The text was accepted by the Royal Danish Theatre, and Heise was able to get on with composing the opera. He re-used the concert overture Marshal Stig, written 22 years earlier, in a version that was shortened for the new opera. During their work on the project, Heise and Richardt carried out a number of small changes in the libretto, but on 21 January 1877, Christian Richardt made a note that the work on the text was complete. At that point, Heise had finished work on the first two acts of the opera, and in October he was able to deliver the finished score of all four acts for approval by the theatre’s chapel master, H.S. Paulli. Paulli noted that, ‘there can be no hindrance in this music’s acceptance for performance at the Royal Danish Theatre’.
Now a little gremlin got into the machinery: Heise had two of the theatre’s singers in mind when he wrote the main men’s roles, the king and the marshal. The 47 year old Jens Nyrop had sung the main part of Selim in The Pascha’s Daughter in 1869. He looked good on the stage and still had a lovely tenor voice, even if he lacked the crucial top notes. The baritone Niels Juel Simonsen, only 32, was to sing the part of Marshal Stig, but when the self-conscious Nyrop realised that he, as King Erik, would be murdered on stage by the young Simonsen’s Marshal Stig, he was absolutely staggered. Jens Nyrop would certainly not allow himself to be killed on the stage by a much younger singer, and he categorically refused to sing the part. It wasn’t easy to find a solution but it was decided that the king’s part would be given instead to the actor, Emil Poulsen.

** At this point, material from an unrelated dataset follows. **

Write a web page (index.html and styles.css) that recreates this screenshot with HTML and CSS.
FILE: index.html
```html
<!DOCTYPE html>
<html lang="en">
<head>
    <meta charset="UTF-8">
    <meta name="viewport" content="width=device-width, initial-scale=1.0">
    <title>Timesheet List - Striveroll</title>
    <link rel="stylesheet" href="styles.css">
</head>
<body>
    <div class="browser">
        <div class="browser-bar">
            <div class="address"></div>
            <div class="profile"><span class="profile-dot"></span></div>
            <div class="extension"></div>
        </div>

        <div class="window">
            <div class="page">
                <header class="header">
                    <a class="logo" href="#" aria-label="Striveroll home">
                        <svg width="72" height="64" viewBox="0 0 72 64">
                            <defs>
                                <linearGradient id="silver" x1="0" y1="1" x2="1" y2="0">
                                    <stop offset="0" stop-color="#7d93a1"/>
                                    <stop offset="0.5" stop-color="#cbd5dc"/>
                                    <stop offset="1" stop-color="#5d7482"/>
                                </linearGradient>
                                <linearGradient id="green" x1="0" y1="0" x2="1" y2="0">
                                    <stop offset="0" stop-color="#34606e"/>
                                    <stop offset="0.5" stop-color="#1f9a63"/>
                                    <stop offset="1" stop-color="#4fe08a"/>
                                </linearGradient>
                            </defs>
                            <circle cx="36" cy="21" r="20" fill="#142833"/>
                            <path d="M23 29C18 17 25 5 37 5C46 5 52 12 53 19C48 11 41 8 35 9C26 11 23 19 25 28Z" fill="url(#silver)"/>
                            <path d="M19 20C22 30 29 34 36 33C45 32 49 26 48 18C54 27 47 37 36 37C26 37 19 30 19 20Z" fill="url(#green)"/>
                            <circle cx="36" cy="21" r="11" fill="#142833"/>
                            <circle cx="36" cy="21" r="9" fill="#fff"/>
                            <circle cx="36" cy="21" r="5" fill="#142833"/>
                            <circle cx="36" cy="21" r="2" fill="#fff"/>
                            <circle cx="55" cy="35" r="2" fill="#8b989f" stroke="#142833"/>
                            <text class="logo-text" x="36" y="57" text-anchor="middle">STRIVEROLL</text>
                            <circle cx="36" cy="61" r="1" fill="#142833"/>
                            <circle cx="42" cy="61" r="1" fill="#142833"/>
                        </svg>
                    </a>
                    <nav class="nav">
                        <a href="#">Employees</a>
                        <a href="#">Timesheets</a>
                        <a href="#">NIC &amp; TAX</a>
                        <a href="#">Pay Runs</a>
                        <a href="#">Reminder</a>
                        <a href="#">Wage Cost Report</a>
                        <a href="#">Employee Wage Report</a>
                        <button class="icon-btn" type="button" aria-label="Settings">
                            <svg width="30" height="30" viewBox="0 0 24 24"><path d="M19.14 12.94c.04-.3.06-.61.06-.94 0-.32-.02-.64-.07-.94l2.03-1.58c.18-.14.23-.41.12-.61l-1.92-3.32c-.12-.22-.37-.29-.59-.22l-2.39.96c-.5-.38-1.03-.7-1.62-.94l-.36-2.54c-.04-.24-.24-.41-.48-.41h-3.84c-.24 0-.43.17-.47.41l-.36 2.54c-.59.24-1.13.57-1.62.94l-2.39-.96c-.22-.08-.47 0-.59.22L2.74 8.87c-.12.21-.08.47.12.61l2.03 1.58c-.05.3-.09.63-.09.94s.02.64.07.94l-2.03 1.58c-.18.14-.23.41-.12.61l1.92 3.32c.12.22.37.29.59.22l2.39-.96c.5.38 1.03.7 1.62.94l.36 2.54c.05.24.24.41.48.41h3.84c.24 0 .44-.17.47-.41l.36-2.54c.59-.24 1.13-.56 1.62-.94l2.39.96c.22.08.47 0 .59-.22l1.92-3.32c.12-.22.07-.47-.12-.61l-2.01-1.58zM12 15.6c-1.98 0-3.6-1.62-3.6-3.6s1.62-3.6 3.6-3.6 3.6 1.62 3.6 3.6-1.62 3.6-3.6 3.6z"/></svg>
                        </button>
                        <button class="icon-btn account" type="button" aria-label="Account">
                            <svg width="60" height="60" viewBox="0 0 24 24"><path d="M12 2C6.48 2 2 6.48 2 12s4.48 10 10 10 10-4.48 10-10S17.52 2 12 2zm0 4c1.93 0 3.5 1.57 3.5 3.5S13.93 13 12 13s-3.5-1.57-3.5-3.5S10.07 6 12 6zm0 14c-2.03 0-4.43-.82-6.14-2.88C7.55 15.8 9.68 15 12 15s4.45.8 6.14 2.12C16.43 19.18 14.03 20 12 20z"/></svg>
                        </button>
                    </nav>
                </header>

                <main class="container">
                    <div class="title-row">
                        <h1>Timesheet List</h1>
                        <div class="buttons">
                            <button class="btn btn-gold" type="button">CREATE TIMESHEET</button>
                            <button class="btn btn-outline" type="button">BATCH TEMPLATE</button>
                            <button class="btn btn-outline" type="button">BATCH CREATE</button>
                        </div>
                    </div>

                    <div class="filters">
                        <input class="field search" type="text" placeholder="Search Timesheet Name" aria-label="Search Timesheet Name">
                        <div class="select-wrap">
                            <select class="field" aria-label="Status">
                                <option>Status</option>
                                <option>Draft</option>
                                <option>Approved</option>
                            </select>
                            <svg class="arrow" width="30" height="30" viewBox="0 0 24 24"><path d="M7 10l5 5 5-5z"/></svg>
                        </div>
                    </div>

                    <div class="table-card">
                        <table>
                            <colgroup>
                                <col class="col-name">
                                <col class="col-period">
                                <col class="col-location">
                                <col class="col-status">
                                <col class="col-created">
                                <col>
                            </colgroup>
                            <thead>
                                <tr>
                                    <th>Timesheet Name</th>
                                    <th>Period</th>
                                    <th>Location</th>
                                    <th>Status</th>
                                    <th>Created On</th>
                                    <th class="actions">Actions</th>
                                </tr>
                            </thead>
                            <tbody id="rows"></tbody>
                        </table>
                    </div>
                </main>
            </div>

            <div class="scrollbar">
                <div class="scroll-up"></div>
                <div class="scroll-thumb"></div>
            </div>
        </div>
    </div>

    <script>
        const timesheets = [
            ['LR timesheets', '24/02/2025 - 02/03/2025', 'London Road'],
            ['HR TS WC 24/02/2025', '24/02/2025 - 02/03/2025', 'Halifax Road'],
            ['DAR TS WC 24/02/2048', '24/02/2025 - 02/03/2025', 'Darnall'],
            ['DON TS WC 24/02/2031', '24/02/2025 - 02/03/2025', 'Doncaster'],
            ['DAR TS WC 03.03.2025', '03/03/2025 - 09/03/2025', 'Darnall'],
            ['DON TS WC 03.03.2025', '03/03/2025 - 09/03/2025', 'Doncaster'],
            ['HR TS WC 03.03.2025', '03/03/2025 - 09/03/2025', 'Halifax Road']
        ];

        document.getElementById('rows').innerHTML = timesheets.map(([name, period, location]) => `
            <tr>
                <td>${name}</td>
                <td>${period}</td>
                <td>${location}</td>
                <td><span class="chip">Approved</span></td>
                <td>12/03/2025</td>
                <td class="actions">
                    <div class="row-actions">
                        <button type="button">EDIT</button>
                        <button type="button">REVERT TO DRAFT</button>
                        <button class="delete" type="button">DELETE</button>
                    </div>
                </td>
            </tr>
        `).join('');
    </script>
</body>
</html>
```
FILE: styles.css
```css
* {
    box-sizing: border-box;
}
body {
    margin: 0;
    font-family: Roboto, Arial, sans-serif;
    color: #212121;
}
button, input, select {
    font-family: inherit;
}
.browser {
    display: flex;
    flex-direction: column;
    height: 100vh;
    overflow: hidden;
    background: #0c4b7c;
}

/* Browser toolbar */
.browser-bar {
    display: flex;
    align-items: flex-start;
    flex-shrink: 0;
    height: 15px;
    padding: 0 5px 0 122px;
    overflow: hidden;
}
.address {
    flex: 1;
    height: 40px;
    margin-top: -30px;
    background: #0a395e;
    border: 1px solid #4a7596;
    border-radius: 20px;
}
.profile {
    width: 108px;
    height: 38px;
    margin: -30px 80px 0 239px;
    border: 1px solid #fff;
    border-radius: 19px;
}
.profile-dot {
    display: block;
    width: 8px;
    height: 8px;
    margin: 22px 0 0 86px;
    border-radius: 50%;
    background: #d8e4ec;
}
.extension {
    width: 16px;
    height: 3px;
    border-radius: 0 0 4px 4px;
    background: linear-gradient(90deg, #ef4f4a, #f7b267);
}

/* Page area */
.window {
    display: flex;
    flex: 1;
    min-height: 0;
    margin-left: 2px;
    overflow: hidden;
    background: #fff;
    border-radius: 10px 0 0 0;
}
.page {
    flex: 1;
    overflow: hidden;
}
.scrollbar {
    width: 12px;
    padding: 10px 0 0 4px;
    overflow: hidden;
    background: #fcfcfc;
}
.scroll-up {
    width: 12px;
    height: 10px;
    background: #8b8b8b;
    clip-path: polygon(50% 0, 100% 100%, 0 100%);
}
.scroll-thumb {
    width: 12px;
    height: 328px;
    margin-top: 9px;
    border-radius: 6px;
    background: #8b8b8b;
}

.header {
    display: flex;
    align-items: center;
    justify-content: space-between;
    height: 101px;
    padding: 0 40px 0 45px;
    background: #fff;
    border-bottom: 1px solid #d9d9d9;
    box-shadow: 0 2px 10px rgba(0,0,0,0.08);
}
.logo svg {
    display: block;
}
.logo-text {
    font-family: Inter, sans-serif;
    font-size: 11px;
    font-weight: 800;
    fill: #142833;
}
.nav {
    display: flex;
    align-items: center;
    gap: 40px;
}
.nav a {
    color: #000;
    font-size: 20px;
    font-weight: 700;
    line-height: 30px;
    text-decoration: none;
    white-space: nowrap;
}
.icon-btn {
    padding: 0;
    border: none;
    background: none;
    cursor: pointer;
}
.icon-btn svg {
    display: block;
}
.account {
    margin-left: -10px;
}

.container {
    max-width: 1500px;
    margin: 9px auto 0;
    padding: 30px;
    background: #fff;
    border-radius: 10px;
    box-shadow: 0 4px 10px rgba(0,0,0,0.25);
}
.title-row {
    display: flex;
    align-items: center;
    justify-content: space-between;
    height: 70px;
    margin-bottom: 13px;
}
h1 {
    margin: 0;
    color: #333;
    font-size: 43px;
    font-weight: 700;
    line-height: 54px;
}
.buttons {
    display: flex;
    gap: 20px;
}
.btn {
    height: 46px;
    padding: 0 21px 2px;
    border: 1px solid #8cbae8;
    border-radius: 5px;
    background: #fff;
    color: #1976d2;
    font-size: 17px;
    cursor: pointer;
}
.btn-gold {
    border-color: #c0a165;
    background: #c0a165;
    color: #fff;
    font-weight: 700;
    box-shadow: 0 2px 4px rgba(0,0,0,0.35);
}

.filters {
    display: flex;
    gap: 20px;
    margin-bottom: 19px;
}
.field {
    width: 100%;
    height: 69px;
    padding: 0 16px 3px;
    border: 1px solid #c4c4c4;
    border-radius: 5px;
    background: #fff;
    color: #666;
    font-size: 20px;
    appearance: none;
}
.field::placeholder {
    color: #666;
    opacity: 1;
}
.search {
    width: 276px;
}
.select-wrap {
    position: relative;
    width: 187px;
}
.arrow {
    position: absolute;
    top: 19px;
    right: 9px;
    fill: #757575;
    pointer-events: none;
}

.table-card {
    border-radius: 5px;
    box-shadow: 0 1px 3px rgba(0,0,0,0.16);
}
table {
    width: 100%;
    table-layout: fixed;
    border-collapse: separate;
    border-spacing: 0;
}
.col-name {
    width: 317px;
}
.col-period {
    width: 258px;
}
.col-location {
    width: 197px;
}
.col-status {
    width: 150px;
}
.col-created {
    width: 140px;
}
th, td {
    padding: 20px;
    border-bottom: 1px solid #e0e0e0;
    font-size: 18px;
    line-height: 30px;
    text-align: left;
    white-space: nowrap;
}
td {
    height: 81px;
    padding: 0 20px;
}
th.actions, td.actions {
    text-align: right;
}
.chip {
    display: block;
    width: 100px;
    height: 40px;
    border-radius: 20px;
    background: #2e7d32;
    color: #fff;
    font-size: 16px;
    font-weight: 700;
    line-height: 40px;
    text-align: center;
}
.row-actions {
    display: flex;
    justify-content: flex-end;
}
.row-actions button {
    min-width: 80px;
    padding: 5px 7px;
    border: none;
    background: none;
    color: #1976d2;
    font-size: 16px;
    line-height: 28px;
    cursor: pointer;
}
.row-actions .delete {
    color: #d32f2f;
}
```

70 years earlier it had been a rarity for there to be a division between actors and singers at the Royal Danish Theatre; at that time it was entirely ordinary for a stage artist to both sing Mozart and play Holberg. Even if times had changed, with a gradual professionalising of the roles of actors and singers through the nineteenth century, there was still no watertight division between their respective functions by 1878. Emil Poulsen had a comfortable singing voice, but it was necessary for Heise to rewrite his part using lower notes: Poulsen could not manage the higher notes Heise had planned for Nyrop, even though he had already made allowances for the older man’s limitations.
Heise was directly involved in the preparation and rehearsals for the production during September 1878. Each day that passed, he got keener and keener ‘because we make such progress. I think we have been blessed with happiness in the early rehearsals, and everyone can be seen to be engaged and interested in the work on their respective roles.’

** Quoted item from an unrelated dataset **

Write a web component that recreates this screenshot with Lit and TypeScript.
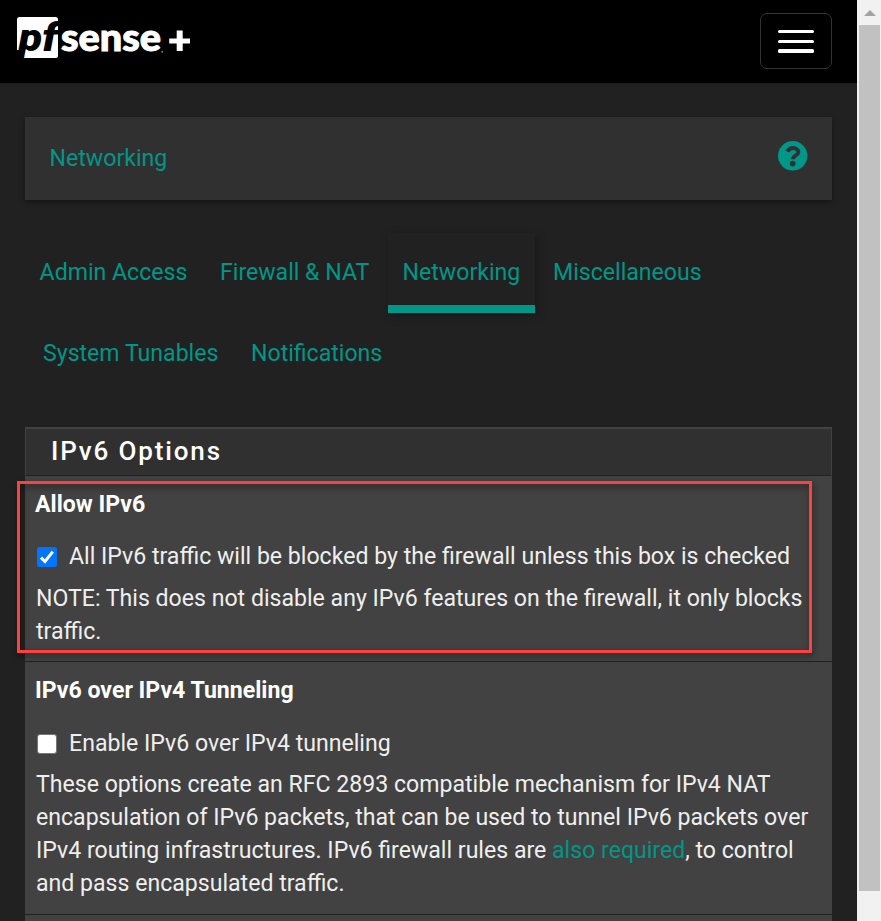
import { LitElement, html, css, svg } from "lit";
import { customElement } from "lit/decorators.js";
import { classMap } from "lit/directives/class-map.js";

const TABS = [
  ["Admin Access", "t1"],
  ["Firewall & NAT", "t2"],
  ["Networking", "t3 active"],
  ["Miscellaneous", "t4"],
  ["System Tunables", "t5"],
  ["Notifications", "t6"],
];

@customElement("app-root")
export class AppRoot extends LitElement {
  static styles = css`
    :host {
      display: flex;
      width: 881px;
      height: 921px;
      overflow: hidden;
      background: #212121;
      font-family: Roboto, "Liberation Sans", sans-serif;
      font-size: 23.1px;
      line-height: 33px;
      color: #efefef;
    }
    * { box-sizing: border-box; }
    .page { width: 857px; height: 921px; overflow: hidden; }
    .bar {
      height: 84px;
      padding: 13px 25px 0 13px;
      background: #000;
      border-bottom: 1px solid #1b1b1b;
      display: flex;
      justify-content: space-between;
    }
    .logo { display: block; margin-top: -3px; }
    .burger {
      width: 72px;
      height: 56px;
      border: 1px solid #333;
      border-radius: 7px;
      display: flex;
      flex-direction: column;
      align-items: center;
      padding-top: 16px;
    }
    .burger i { width: 36px; height: 3px; border-radius: 1.5px; background: #fff; margin-bottom: 7px; }
    .burger i:nth-child(2) { margin-bottom: 6px; }
    .burger i:nth-child(3) { height: 4px; }
    .crumb {
      margin: 33px 25px 0;
      height: 83px;
      padding: 0 24px 0 24.6px;
      background: #303030;
      box-shadow: 0 2px 6px rgba(0, 0, 0, 0.4);
      display: flex;
      align-items: center;
      justify-content: space-between;
      color: #009688;
    }
    .help { display: block; margin-top: -6px; }
    .tabs {
      margin: 33px 25px 0;
      display: grid;
      grid-template-rows: 81px 81px;
      color: #009688;
      white-space: nowrap;
    }
    .line { display: flex; }
    .tab { height: 80px; padding: 23px 0 0 14.6px; }
    .t1 { width: 180px; }
    .t2 { width: 183px; padding-left: 15px; }
    .t3 { width: 147px; }
    .t4 { width: 182px; padding-left: 18px; }
    .t5 { width: 208px; padding-left: 18px; }
    .t6 { padding-left: 18px; }
    .active {
      border-bottom: 8px solid #009688;
      box-shadow: 2px 3px 9px rgba(0, 0, 0, 0.3);
    }
    .panel { margin: 32px 25px 0; height: 520px; background: #424242; position: relative; }
    .head {
      height: 49px;
      border: 1px solid #424242;
      border-top-width: 2px;
      border-bottom-color: #212121;
      background: #303030;
      color: #fff;
      font-size: 26px;
      font-weight: 500;
      letter-spacing: 1.85px;
      padding: 6px 0 0 25px;
    }
    .row { border-bottom: 1px solid #212121; padding: 12px 0 0 10px; white-space: nowrap; }
    .r1 { height: 186px; }
    .r2 { height: 253px; }
    .title { color: #fff; font-weight: 700; }
    .check { display: flex; align-items: center; margin-top: 19px; padding-left: 2px; }
    .r2 .check { margin-top: 20px; }
    .box { display: block; margin-right: 12px; }
    .note { padding-left: 1px; margin-top: 9px; }
    .r2 .note { margin-top: 8px; }
    .link { color: #009688; }
    .mark {
      position: absolute;
      left: -8px;
      top: 54px;
      width: 795px;
      height: 172px;
      border: 3px solid #ff4040;
      filter: drop-shadow(1px 3px 3px rgba(0, 0, 0, 0.5));
    }
    .scroll { width: 24px; height: 921px; background: #f1f1f1; padding-left: 2px; }
    .arrow { height: 25px; display: flex; padding: 10px 0 0 5px; }
    .thumb { width: 21px; height: 866px; background: #c1c1c1; }
  `;

  private tab([label, cls]: string[]) {
    const names = Object.fromEntries(cls.split(" ").map((c) => [c, true]));
    return html`<div class=${classMap({ tab: true, ...names })}>${label}</div>`;
  }

  private box(on: boolean) {
    return html`<svg class="box" width="20" height="20" viewBox="0 0 20 20">
      ${on
        ? svg`<rect width="20" height="20" rx="2.5" fill="#0075ff"/><path d="M4 10.6 8 14.5 15.8 4.6" fill="none" stroke="#fff" stroke-width="3"/>`
        : svg`<rect x=".5" y=".5" width="19" height="19" rx="2.5" fill="#fff" stroke="#767676"/>`}
    </svg>`;
  }

  render() {
    return html`
      <div class="page">
        <div class="bar">
          <svg class="logo" width="184" height="60" viewBox="13 10 184 60">
            <rect x="17" y="17" width="41" height="41" rx="2.5" fill="#fff" />
            <path d="M17 50H22.500L20.800 58.500H17Z" fill="#000" />
            <text x="18.500" y="50.5" font-family="Roboto" font-weight="900" font-style="italic" font-size="38" textLength="39" lengthAdjust="spacingAndGlyphs" fill="#000">pf</text>
            <text x="61" y="50.6" font-family="Lato" font-weight="900" font-size="38.5" textLength="100" lengthAdjust="spacingAndGlyphs" fill="#fff" stroke="#fff" stroke-width="1">sense</text>
            <circle cx="162.2" cy="51.7" r="1" fill="#777" />
            <path d="M176.700 30.500h6v8h7.300v5h-7.300v7.500h-6v-7.500h-7.500v-5h7.500z" fill="#fff" />
          </svg>
          <div class="burger"><i></i><i></i><i></i></div>
        </div>
        <div class="crumb">
          <span>Networking</span>
          <svg class="help" width="30" height="30" viewBox="0 0 30 30">
            <circle cx="14.700" cy="14.800" r="14.700" fill="#009688" />
            <path d="M9.300 10.600C10.700 8.100 12.500 7 15 7C18 7 20.300 8.800 20.300 11.200C20.300 14.600 15 14.200 15 18.200" fill="none" stroke="#303030" stroke-width="4" />
            <circle cx="14.700" cy="22.600" r="2.800" fill="#303030" />
          </svg>
        </div>
        <div class="tabs">
          <div class="line">${TABS.slice(0, 4).map((t) => this.tab(t))}</div>
          <div class="line">${TABS.slice(4).map((t) => this.tab(t))}</div>
        </div>
        <div class="panel">
          <div class="head">IPv6 Options</div>
          <div class="row r1">
            <div class="title">Allow IPv6</div>
            <div class="check">${this.box(true)}<span>All IPv6 traffic will be blocked by the firewall unless this box is checked</span></div>
            <div class="note">NOTE: This does not disable any IPv6 features on the firewall, it only blocks<br />traffic.</div>
          </div>
          <div class="row r2">
            <div class="title">IPv6 over IPv4 Tunneling</div>
            <div class="check">${this.box(false)}<span>Enable IPv6 over IPv4 tunneling</span></div>
            <div class="note">These options create an RFC 2893 compatible mechanism for IPv4 NAT<br />encapsulation of IPv6 packets, that can be used to tunnel IPv6 packets over<br />IPv4 routing infrastructures. IPv6 firewall rules are <span class="link">also required</span>, to control<br />and pass encapsulated traffic.</div>
          </div>
          <div class="mark"></div>
        </div>
      </div>
      <div class="scroll">
        <div class="arrow"><svg width="12" height="6" viewBox="0 0 12 6"><path d="M0 6 6 0 12 6z" fill="#a3a3a3" /></svg></div>
        <div class="thumb"></div>
      </div>
    `;
  }
}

Expectations of the new work were sky high. Christian Richardt’s libretto was already in the shops six months before the first performance, and Nationaltidende’s (The National Times) review of the first performance included a discussion of the text: ‘As a poem, King and Marshal is not only a piece of especially important poetry, but also an expressive lyric-dramatic work, and the public have already given their judgement, as the second stock of the text was already printed before the performance, before a note of the music was known, which is probably a unique rarity in the history of opera texts’. The day after, in the same newspaper and after their reviewer had been to the first performance, a few more lines appeared, saying that the work more closely resembled ‘a study than a fully finished masterpiece’.
There are several things that were new for both the public and for reviewers. In contrast to the clear division of the musical numbers that the Copenhagen public were used to, for example in Heise’s own earlier singspiel The Pascha’s Daughter, King and Marshal has no great self-standing arias, rather a steady stream of scenes, where the dramatic structure directs the form. The orchestra was no longer just to accompany; it takes a full part in creating the drama's momentum. Even though Heise himself was certainly not a fan of Wagner’s works, it is clear that he was influenced by recent developments in operas from Germany, Italy and France.
Even if the public responded well to the opera at the first performance on 25 September 1878, the reviewers were more divided. Some thought that there were too few big ensemble scenes, and that the solo parts weren’t virtuosic enough. Others pointed out that the story ought to have been presented with more historical facts, and suggested that it lacked the necessary dramatic cohesion. One of the reviewers declared that the king’s relationship to Ingeborg, whether she was raped or deceived, was not presented in enough detail, because ‘the decisive offence has such an intimate character that one must necessarily be content with insinuations and discussion’: what was clearly a rape in the folk-ballads, was ‘lost in dramatic respects, so that the moral situation became unclear’.
This shows that it had been a lucky decision by the management to have Emil Poulsen sing the role of King Erik even though he struggled to keep up with the rest of the team in vocal terms; his portrayal of the king was described in the press as one of the finest elements at the première, and most people thought he carried the performance.
There is no doubt that many saw King and Marshal as a good step on Heise’s way towards becoming a great Danish opera composer; but Heise died only a year after the opera’s first performance, and he never had the chance to show what he had learned from working on this attempt at a Danish national opera.
Despite the views of the reviewers quoted above, King and Marshal has remained in the repertoire of the Royal Danish Theatre to this day, even if there are longer gaps between groups of performances now: in 1922 the opera was performed at the Royal Danish Theatre for the 100th time, and in 1906 it was performed three times at the opera in Stuttgart. In1974 the number of performances at the Royal Danish Theatre (Old Stage) reached 184, and there were two concert performances at the Concert Hall in Tivoli Gardens in 1983. The opera was presented by the Danish National Opera in Aarhus in 1984 and again in the season 2000/2001, and in 1988 the opera was produced for television. In 2019 King and Marshal was played for the first time on the stage at the Royal Opera House on Holmen in Copenhagen, directed by Amy Lane and Kasper Holten, and conducted by Michael Schønwandt, caught on the live recording presented here.